Identifies as a mixed person of Pan-European, African-Caribbean, and Semitic origins. U2 English Literature & Economics.

* * *

“Universities are known for the fact that many students choose to self-segregate based on race. Do you have any comments on this phenomenon?”

I never intended to be segregated into an all-Asian friend group. It just happens. I think it’s just natural and more comfortable for us. We just drift together, as corny as it sounds; I find it may just be the culture we were brought up in. I have, of course, had the chance to make friends with non-Asian peers during the time I’ve spent in Canada both in Vancouver and at McGill. However, I find it’s a little hard to become very close friends with non-Asian people, as if there is a wall between us when we interact … I’m not really sure how to put it into words.
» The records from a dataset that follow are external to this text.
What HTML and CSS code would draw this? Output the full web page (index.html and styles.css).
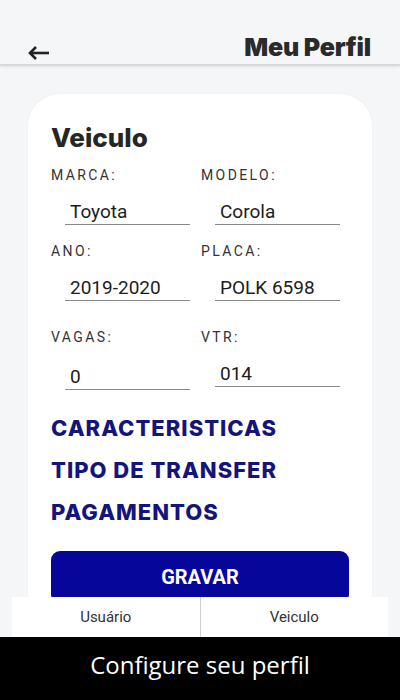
FILE: index.html
```html
<!DOCTYPE html>
<html lang="pt">

<head>
    <meta charset="UTF-8">
    <meta name="viewport" content="width=device-width, initial-scale=1.0">
    <title>Meu Perfil</title>
    <link rel="stylesheet" href="styles.css">
</head>

<body>
    <div class="screen">
        <div class="header">
            <svg class="back" width="22" height="14" viewBox="0 0 22 14">
                <path d="M8 1 L2 7 L8 13" fill="none" stroke="#222" stroke-width="2.6" stroke-linejoin="miter"/>
                <line x1="2" y1="7" x2="21" y2="7" stroke="#222" stroke-width="2.6"/>
            </svg>
            <h1 class="title">Meu Perfil</h1>
        </div>

        <div class="main">
            <div class="card">
                <h2 class="card-title">Veiculo</h2>

                <div class="fields">
                    <div class="field">
                        <div class="label">MARCA:</div>
                        <div class="value">Toyota</div>
                    </div>
                    <div class="field">
                        <div class="label">MODELO:</div>
                        <div class="value">Corola</div>
                    </div>
                    <div class="field">
                        <div class="label">ANO:</div>
                        <div class="value">2019-2020</div>
                    </div>
                    <div class="field">
                        <div class="label">PLACA:</div>
                        <div class="value">POLK 6598</div>
                    </div>
                    <div class="field field-gap">
                        <div class="label">VAGAS:</div>
                        <div class="value value-down">0</div>
                    </div>
                    <div class="field field-gap">
                        <div class="label">VTR:</div>
                        <div class="value">014</div>
                    </div>
                </div>

                <div class="links">
                    <a class="link">CARACTERISTICAS</a>
                    <a class="link">TIPO DE TRANSFER</a>
                    <a class="link">PAGAMENTOS</a>
                </div>

                <button class="save">GRAVAR</button>
            </div>
        </div>

        <div class="tabs">
            <div class="tab">Usuário</div>
            <div class="tab">Veiculo</div>
        </div>

        <div class="caption">Configure seu perfil</div>
    </div>
</body>

</html>
```

FILE: styles.css
```css
body {
    margin: 0;
    background-color: #f5f6f8;
    font-family: Roboto, "Liberation Sans", sans-serif;
}

.screen {
    display: flex;
    flex-direction: column;
    height: 700px;
    overflow: hidden;
}

.header {
    height: 64px;
    flex: none;
    display: flex;
    align-items: flex-end;
    justify-content: space-between;
    padding: 0 29px 0 28px;
    border-bottom: 2px solid #d9d9db;
    box-shadow: 0 1px 3px rgba(0, 0, 0, 0.08);
}

.back {
    margin-bottom: 4px;
}

.title {
    margin: 0 0 2px;
    font-family: Inter, sans-serif;
    font-weight: 900;
    font-size: 25px;
    color: #2a2a2a;
    letter-spacing: -0.2px;
}

.main {
    flex: 1;
    overflow: hidden;
    padding: 28px 28px 0;
}

.card {
    background: white;
    border-radius: 32px 32px 0 0;
    padding: 29px 23px 40px;
    box-shadow: 0 0 2px rgba(0, 0, 0, 0.06);
}

.card-title {
    margin: 0;
    font-family: Inter, sans-serif;
    font-weight: 800;
    font-size: 26px;
    color: #262626;
    line-height: 30px;
}

.fields {
    display: grid;
    grid-template-columns: 150px 150px;
    margin-top: 10px;
}

.field-gap {
    margin-top: 10px;
}

.label {
    font-size: 14px;
    letter-spacing: 2.4px;
    color: #333;
    line-height: 24px;
}

.value {
    margin: 14px 0 14px 14px;
    width: 120px;
    padding: 0 0 1px 5px;
    border-bottom: 1.5px solid #8a8a8a;
    font-size: 19px;
    line-height: 22px;
    color: #1c1c1c;
}

.value-down {
    margin-top: 17px;
    margin-bottom: 11px;
}

.links {
    display: flex;
    flex-direction: column;
    gap: 17px;
    margin-top: 15px;
}

.link {
    font-family: Inter, sans-serif;
    font-weight: 800;
    font-size: 22px;
    line-height: 25px;
    letter-spacing: 1px;
    color: #14147a;
}

.save {
    display: block;
    width: 100%;
    height: 52px;
    margin-top: 26px;
    background-color: #06069a;
    color: white;
    border: none;
    border-radius: 9px;
    font-family: Roboto, sans-serif;
    font-weight: 700;
    font-size: 20px;
}

.tabs {
    flex: none;
    display: flex;
    height: 40px;
    margin: 0 12px;
    background: white;
}

.tab {
    flex: 1;
    display: flex;
    align-items: center;
    justify-content: center;
    font-size: 15px;
    color: #333;
}

.tab + .tab {
    border-left: 1px solid #cfcfcf;
}

.caption {
    flex: none;
    height: 63px;
    background: black;
    color: white;
    font-family: "Open Sans", sans-serif;
    font-size: 24px;
    text-align: center;
    line-height: 56px;
}
```
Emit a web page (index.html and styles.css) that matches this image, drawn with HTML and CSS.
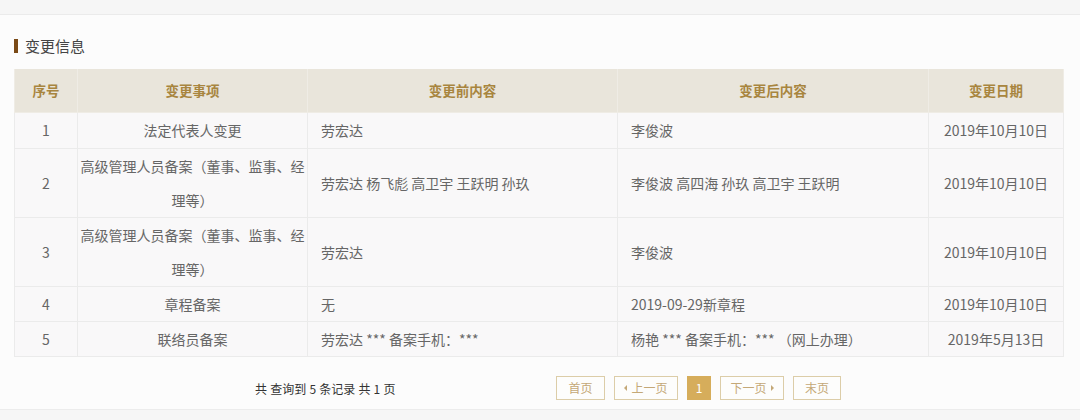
FILE: index.html
```html
<!DOCTYPE html>
<html lang="zh-CN">
<head>
<meta charset="utf-8">
<title>变更信息</title>
<link rel="stylesheet" href="styles.css">
</head>
<body>
<div class="topbar"></div>
<div class="section">
  <h2 class="title"><span class="bar"></span>变更信息</h2>
  <table class="grid">
    <colgroup>
      <col class="c-no"><col class="c-item"><col class="c-before"><col class="c-after"><col class="c-date">
    </colgroup>
    <thead>
      <tr><th>序号</th><th>变更事项</th><th>变更前内容</th><th>变更后内容</th><th>变更日期</th></tr>
    </thead>
    <tbody>
      <tr><td class="ctr">1</td><td class="item">法定代表人变更</td><td class="txt">劳宏达</td><td class="txt">李俊波</td><td class="ctr">2019年10月10日</td></tr>
      <tr><td class="ctr">2</td><td class="item">高级管理人员备案（董事、监事、经理等）</td><td class="txt">劳宏达 杨飞彪 高卫宇 王跃明 孙玖</td><td class="txt">李俊波 高四海 孙玖 高卫宇 王跃明</td><td class="ctr">2019年10月10日</td></tr>
      <tr><td class="ctr">3</td><td class="item">高级管理人员备案（董事、监事、经理等）</td><td class="txt">劳宏达</td><td class="txt">李俊波</td><td class="ctr">2019年10月10日</td></tr>
      <tr><td class="ctr">4</td><td class="item">章程备案</td><td class="txt">无</td><td class="txt">2019-09-29新章程</td><td class="ctr">2019年10月10日</td></tr>
      <tr><td class="ctr">5</td><td class="item">联络员备案</td><td class="txt">劳宏达 *** 备案手机：***</td><td class="txt">杨艳 *** 备案手机：*** （网上办理）</td><td class="ctr">2019年5月13日</td></tr>
    </tbody>
  </table>
  <div class="pager">
    <div class="info">共 查询到 5 条记录 共 1 页</div>
    <div class="btns">
      <a class="pbtn w49">首页</a>
      <a class="pbtn w64"><span class="tri-l"></span>上一页</a>
      <a class="pbtn cur">1</a>
      <a class="pbtn w64">下一页<span class="tri-r"></span></a>
      <a class="pbtn w48">末页</a>
    </div>
  </div>
</div>
<div class="footer"></div>
</body>
</html>
```

FILE: styles.css
```css
html, body {
  margin: 0;
  padding: 0;
}
body {
  background: #fcfcfc;
  font-family: "Noto Sans CJK SC", "Noto Sans", sans-serif;
  color: #666;
  width: 1080px;
  height: 420px;
  overflow: hidden;
}
.topbar {
  height: 14px;
  background: #f6f6f6;
  border-bottom: 1px solid #ebebeb;
}
.section {
  padding: 0 17px 0 14px;
}
.title {
  margin: 24px 0 16px;
  height: 14px;
  line-height: 14px;
  font-size: 15px;
  font-weight: normal;
  color: #444;
  display: flex;
  align-items: center;
  gap: 7px;
}
.bar {
  width: 4px;
  height: 14px;
  background: #7a4a16;
}
.grid {
  width: 1049px;
  table-layout: fixed;
  border-collapse: collapse;
  font-size: 14px;
}
.c-no { width: 63px; }
.c-item { width: 230px; }
.c-before { width: 310px; }
.c-after { width: 311px; }
.c-date { width: 135px; }
.grid th {
  background: #e9e5db;
  color: #a8853f;
  font-weight: bold;
  font-size: 13.5px;
  height: 43px;
  line-height: 43px;
  padding: 0;
  border: 1px solid #efece5;
  border-top: 0;
}
.grid td {
  background: #f9f8f9;
  line-height: 34px;
  padding: 0;
  border: 1px solid #ebebeb;
  vertical-align: middle;
}
.grid tbody tr:first-child td {
  line-height: 35px;
}
.grid .ctr { text-align: center; }
.grid .item { text-align: center; padding: 0; line-break: anywhere; }
.grid .txt { text-align: left; padding-left: 13px; }
.pager {
  margin-top: 19px;
  height: 24px;
  display: flex;
  align-items: center;
}
.info {
  margin-left: 241px;
  font-size: 12px;
  color: #333;
  width: 301px;
  word-spacing: 0.5px;
}
.btns {
  display: flex;
  gap: 9px;
}
.pbtn {
  box-sizing: border-box;
  height: 24px;
  line-height: 22px;
  border: 1px solid #dccda8;
  color: #c4a877;
  font-size: 12px;
  text-align: center;
  display: flex;
  align-items: center;
  justify-content: center;
  gap: 4px;
  background: #fdfdfc;
}
.w49 { width: 49px; }
.w48 { width: 48px; }
.w64 { width: 64px; }
.pbtn.cur {
  width: 24px;
  background: #d6ad5b;
  border-color: #d6ad5b;
  color: #fff;
}
.tri-l, .tri-r {
  width: 0;
  height: 0;
  border-top: 3px solid transparent;
  border-bottom: 3px solid transparent;
}
.tri-l { border-right: 3px solid #c4a877; }
.tri-r { border-left: 3px solid #c4a877; }
.footer {
  margin-top: 9px;
  border-top: 1px solid #ececec;
  background: #f6f6f6;
  height: 20px;
}
```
It’s not exactly a cultural barrier or a language barrier, but just an invisible wall I feel like I can’t breach.

[…] I’ve also had many encounters in which I would walk on the streets of Montreal, and random white people would shout “ni hao” at me. I always thought it was just ignorant white people who assumed that all Asians are Chinese; however, my recent internship, in which I had to deal with hundreds of different people every day, changed my view slightly on this. I was mind-boggled as to how many Chinese people assume you’re Chinese if you look Asian. I’ve found that the majority of Chinese people that I interacted with each day assume you’re Chinese if you’re Asian… so perhaps it’s not just a case of racial insensitivity – or a kind of barrier – between Asians and non-Asians, but also among Asians themselves.

Identifies as South Korean. U3 Environment.

* * *

“Universities are known for the fact that many students choose to self-segregate based on race. Do you have any comments on this phenomenon?”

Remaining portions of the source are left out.